Frankly, I agree with the higher court. :shrug:
 
It's about being obvious. A pornographic film based on TNG is obviously parody because TNG is obviously not pornographic. A work that uses elements of both Dr. Seuss and Star Trek without altering the characteristics of either source significantly is more fanwork than parody. Parody is protected by fair use. Fanworks aren't. One court said OTPYBG! was parody. A higher court said "no it isn't."

Frankly, I agree with the higher court. :shrug:

Yes, @Maurice explained the situation a little better in the stand-alone post about it.
 
Yes, @Maurice explained the situation a little better in the stand-alone post about it.
And yet Simon and Schuster can get away with this:

m_5faac9fc941f17c8b00718a0.jpg


:shrug:

As I posted over here (link): If you read the opinion the reasons are pretty well spelled out. They deliberately made the book mimic the graphic style of Seuss to the point where it isn’t substantially different. They closely mimicked the layout and drawings page by page. It’s aimed at the exact same market. It does not meet the fair use criteria of parody or commentary since it is simply slapping a Star Trek veneer onto an existing work. Therefore it is not substantially transformative.

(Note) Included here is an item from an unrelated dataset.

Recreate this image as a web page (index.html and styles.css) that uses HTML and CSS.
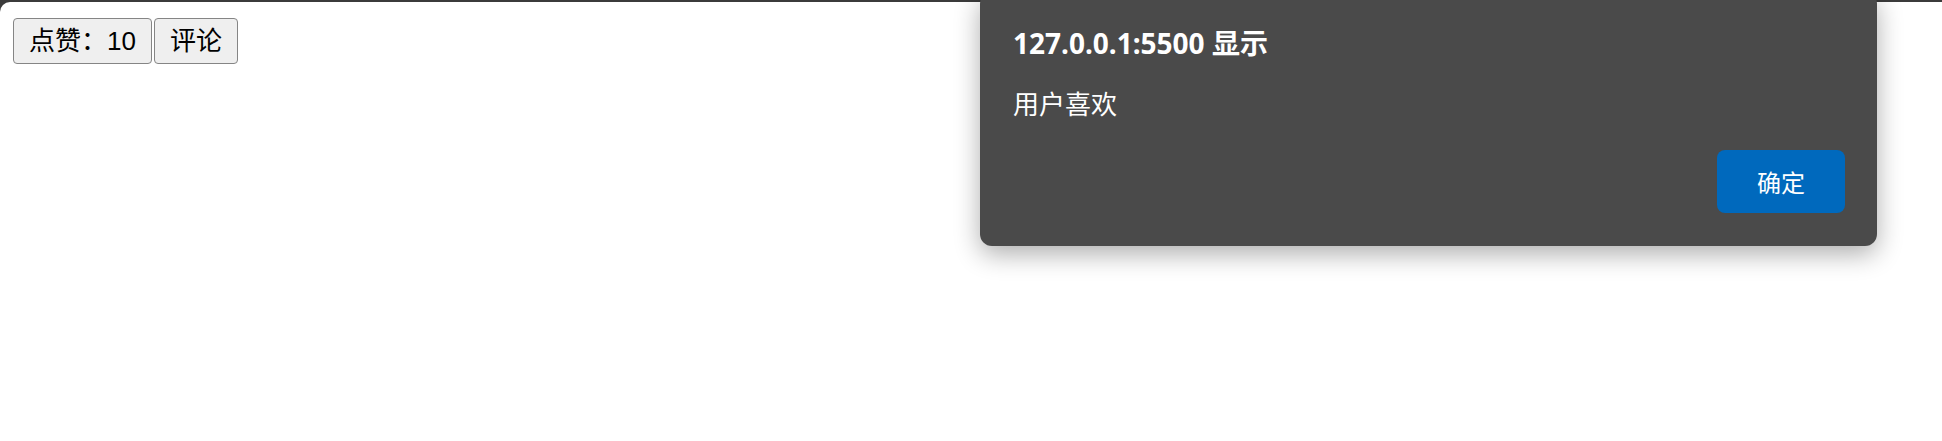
FILE: index.html
```html
<!DOCTYPE html>
<html lang="zh">
<head>
<meta charset="utf-8">
<title>点赞</title>
<link rel="stylesheet" href="styles.css">
</head>
<body>
<div class="page">
  <div class="actions">
    <button class="btn">点赞：10</button><button class="btn">评论</button>
  </div>
</div>
<div class="dialog" role="alertdialog">
  <div class="dialog-title">127.0.0.1:5500 显示</div>
  <div class="dialog-message">用户喜欢</div>
  <div class="dialog-footer">
    <button class="dialog-ok">确定</button>
  </div>
</div>
</body>
</html>
```

FILE: styles.css
```css
html {
  background: #3b3b3b;
}
body {
  margin: 0;
  height: 441px;
  overflow: hidden;
  position: relative;
  font-family: "Noto Sans", "Noto Sans CJK SC", sans-serif;
}
.page {
  margin-top: 2px;
  height: 439px;
  background: #ffffff;
  border-top-left-radius: 10px;
  padding: 16px 13px 0;
  box-sizing: border-box;
}
.actions {
  display: flex;
  gap: 2px;
}
.btn {
  height: 46px;
  padding: 0 15px;
  font-family: "Liberation Sans", "Noto Sans CJK SC", sans-serif;
  font-size: 26px;
  color: #000;
  background: #efefef;
  border: 1px solid #858585;
  border-radius: 4px;
  line-height: 1;
}
.dialog {
  position: absolute;
  left: 980px;
  top: -8px;
  width: 897px;
  height: 254px;
  box-sizing: border-box;
  background: #4a4a4a;
  border-radius: 12px;
  box-shadow: 0 8px 26px rgba(0, 0, 0, 0.32);
  padding: 32px 32px 33px 33px;
  display: flex;
  flex-direction: column;
  color: #ffffff;
}
.dialog-title {
  font-size: 28px;
  font-weight: 700;
  line-height: 38px;
}
.dialog-message {
  margin-top: 25px;
  font-size: 26px;
  line-height: 34px;
}
.dialog-footer {
  margin-top: auto;
  display: flex;
  justify-content: flex-end;
}
.dialog-ok {
  width: 128px;
  height: 63px;
  background: #0069bd;
  color: #ffffff;
  border: none;
  border-radius: 8px;
  font-family: "Noto Sans", "Noto Sans CJK SC", sans-serif;
  font-size: 24px;
}
```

OTOH the Oh the Places You’ll Eff Up book mentioned by 1001001 does not look like a Dr. Seuss book. The style is completely different. It's apparently almost a counternarrative to the original work, and thus cannot therefore be confused with a licensed property in the marketplace.

People have gotten into the habit of mixing up mash-up with parody and they are not the same thing. This ruling is also in agreement with a previous ruling on an O.J. Simpson parody which similarly exploited Seuss. And parody doesn't mean humor per se, because "funny" is so subjective. You can lampoon something without being funny at all.